Per la medesima condotta, l’imputato, in solido con la società gestrice della copisteria, è già stato colpito, ai sensi dell’art. 174-bis della legge n. 633 del 1941, da sanzione amministrativa ormai definitiva, per l’importo di 5.974 euro, pari al doppio della sanzione minima (103 euro) moltiplicato per venticinque libri di testo, dei quarantanove totali, dal prezzo non determinabile, oltre a «un terzo dell’importo massimo previsto per le opere il cui prezzo di vendita era conosciuto».

Quanto alla non manifesta infondatezza della questione sollevata, il rimettente rileva che, in base alle sentenze della Corte europea dei diritti dell’uomo, grande camera, del 15 novembre 2016, A e B contro Norvegia, e della Corte di giustizia dell’Unione europea, grande sezione, del 20 marzo 2018, in causa C-524/15, Menci, la sottoposizione di un imputato a un processo penale per il medesimo fatto per cui sia già stato definitivamente sottoposto a sanzione amministrativa di carattere punitivo secondo i “criteri Engel” integra una violazione del ne bis in idem, a meno che tra i due procedimenti che sanzionano il medesimo fatto sussista un legame materiale e temporale sufficientemente stretto.

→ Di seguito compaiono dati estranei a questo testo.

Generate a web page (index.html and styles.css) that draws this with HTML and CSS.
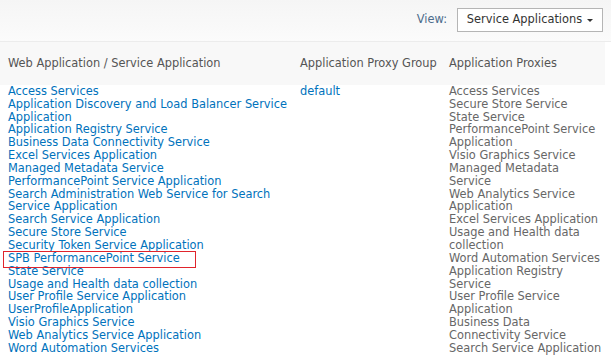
FILE: index.html
```html
<!DOCTYPE html>
<html lang="en">
<head>
    <meta charset="UTF-8">
    <title>Manage Service Applications</title>
    <link rel="stylesheet" href="styles.css">
</head>
<body>
    <div class="toolbar">
        <span class="view-label">View:</span>
        <button class="view-select">Service Applications <span class="arrow"></span></button>
    </div>

    <div class="grid">
        <div class="head col-app">Web Application / Service Application</div>
        <div class="head col-group">Application Proxy Group</div>
        <div class="head col-proxy">Application Proxies</div>

        <!-- service applications -->
        <ul class="apps col-app">
            <li><a href="#">Access Services</a></li>
            <li><a href="#">Application Discovery and Load Balancer Service Application</a></li>
            <li><a href="#">Application Registry Service</a></li>
            <li><a href="#">Business Data Connectivity Service</a></li>
            <li><a href="#">Excel Services Application</a></li>
            <li><a href="#">Managed Metadata Service</a></li>
            <li><a href="#">PerformancePoint Service Application</a></li>
            <li><a href="#">Search Administration Web Service for Search Service Application</a></li>
            <li><a href="#">Search Service Application</a></li>
            <li><a href="#">Secure Store Service</a></li>
            <li><a href="#">Security Token Service Application</a></li>
            <li class="marked"><a href="#">SPB PerformancePoint Service</a></li>
            <li><a href="#">State Service</a></li>
            <li><a href="#">Usage and Health data collection</a></li>
            <li><a href="#">User Profile Service Application</a></li>
            <li><a href="#">UserProfileApplication</a></li>
            <li><a href="#">Visio Graphics Service</a></li>
            <li><a href="#">Web Analytics Service Application</a></li>
            <li><a href="#">Word Automation Services</a></li>
        </ul>

        <div class="col-group"><a href="#">default</a></div>

        <ul class="proxies col-proxy">
            <li>Access Services</li>
            <li>Secure Store Service</li>
            <li>State Service</li>
            <li>PerformancePoint Service Application</li>
            <li>Visio Graphics Service</li>
            <li>Managed Metadata<br>Service</li>
            <li>Web Analytics Service Application</li>
            <li>Excel Services Application</li>
            <li>Usage and Health data collection</li>
            <li>Word Automation Services</li>
            <li>Application Registry Service</li>
            <li>User Profile Service Application</li>
            <li>Business Data Connectivity Service</li>
            <li>Search Service Application</li>
        </ul>
    </div>
</body>
</html>
```

FILE: styles.css
```css
* {
    box-sizing: border-box;
    margin: 0;
    padding: 0;
}

body {
    font-family: "DejaVu Sans", Verdana, sans-serif;
    font-size: 11.4px;
    line-height: 12.85px;
    color: #676767;
    background: #fff;
}

a {
    color: #0072bc;
    text-decoration: none;
}

ul {
    list-style: none;
}

.toolbar {
    height: 42px;
    display: flex;
    justify-content: flex-end;
    align-items: center;
    gap: 10px;
    padding: 0 8px 2px 0;
    background: linear-gradient(#f5f5f5, #fbfbfb);
    border-bottom: 1px solid #ececec;
}

.view-label {
    color: #4c6c8c;
}

.view-select {
    height: 24px;
    width: 146px;
    font: inherit;
    color: #333;
    background: #fff;
    border: 1px solid #b5b5b5;
    display: flex;
    align-items: center;
    justify-content: center;
    gap: 5px;
}

.arrow {
    border-left: 3px solid transparent;
    border-right: 3px solid transparent;
    border-top: 3px solid #333;
    margin-top: 2px;
}

.grid {
    display: grid;
    grid-template-columns: 292px 149px 156px;
    padding-left: 8px;
}

.head {
    color: #555;
    padding: 15px 0 15px;
    background: #f8f8f8;
    white-space: nowrap;
}

.grid > .head:first-child {
    margin-left: -8px;
    padding-left: 8px;
}

.marked {
    position: relative;
}

.marked::after {
    content: "";
    position: absolute;
    left: -5px;
    top: -1px;
    width: 191px;
    height: 15px;
    border: 1px solid #e0242c;
}
```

Tale legame dovrebbe essere ravvisato quando le due sanzioni perseguano scopi diversi e complementari, connessi ad aspetti diversi della medesima condotta; quando la duplicazione dei procedimenti sia prevedibile per l’interessato; quando esista una coordinazione, specie sul piano probatorio, tra i due procedimenti; e quando il risultato sanzionatorio complessivo, risultante dal cumulo della sanzione amministrativa e della pena, non risulti eccessivamente afflittivo per l’interessato, in rapporto alla gravità dell’illecito. Al contempo, si dovrà valutare «se le sanzioni, pur convenzionalmente penali, appartengano o no al nocciolo duro del diritto penale, perché in caso affermativo si dovrà essere più severi nello scrutinare la sussistenza del legame e più riluttanti a riconoscerlo in concreto».

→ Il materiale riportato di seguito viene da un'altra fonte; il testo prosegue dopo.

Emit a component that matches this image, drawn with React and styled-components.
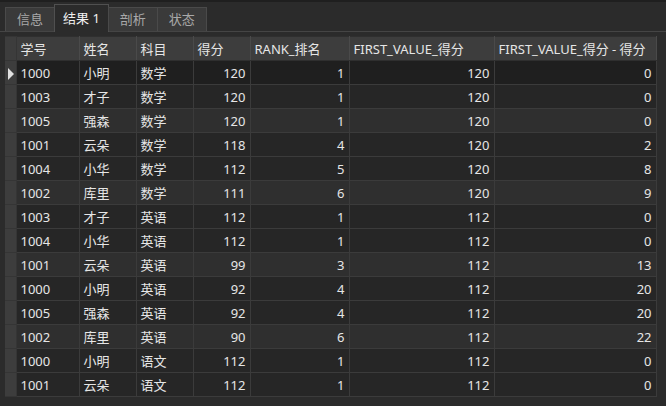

Nel caso in esame, ad avviso del rimittente, sarebbe indubbia la natura punitiva, secondo i “criteri Engel”, della sanzione amministrativa contemplata dall’art. 174-bis della legge n. 633 del 1941, il cui importo viene determinato quale multiplo (comunque non inferiore a 103 euro) del prezzo di mercato di ciascuna opera indebitamente riprodotta, oppure, in caso di non determinabilità del prezzo dell’opera, in una somma da 103 a 1.032 euro per ciascuna violazione.

Tale meccanismo moltiplicatore determinerebbe significative ricadute nella sfera patrimoniale del trasgressore, anche in relazione a fatti di modesta gravità – come quello in specie contestato a P. O. – e svelerebbe il «carattere afflittivo e non meramente restitutorio nonché la finalità repressiva e deterrente» della sanzione in parola. Finalità che trasparirebbe anche dai lavori preparatori della legge 18 agosto 2000, n. 248 (Nuove norme di tutela del diritto di autore), la quale ha inserito l’art. 174-bis nel corpo della legge n. 633 del 1941, nell’intento di «incrementare il grado di dissuasività delle misure di contrasto, introducendo, in aggiunta alle sanzioni penali già previste dalla legislazione esistente, alcune sanzioni e misure amministrative che appaiono, riprendendo la terminologia usata dal legislatore “dotate di autonoma deterrenza in quanto rapidamente applicabili”».

La Corte Costituzionale, con la sentenza n. 149/2022 (al link), ha dichiarato la illegittimità costituzionale dell'art. 649 c.p.p. con queste dispositivo: 

Per Questi Motivi LA CORTE COSTITUZIONALE dichiara l’illegittimità costituzionale dell’art. 649 del codice di procedura penale, nella parte in cui non prevede che il giudice pronunci sentenza di proscioglimento o di non luogo a procedere nei confronti di un imputato per uno dei delitti previsti dall’art. 171-ter della legge 22 aprile 1941, n. 633 (Protezione del diritto d’autore e di altri diritti connessi al suo esercizio), che, in relazione al medesimo fatto, sia già stato sottoposto a procedimento, definitivamente conclusosi, per l’illecito amministrativo di cui all’art. 174-bis della medesima legge.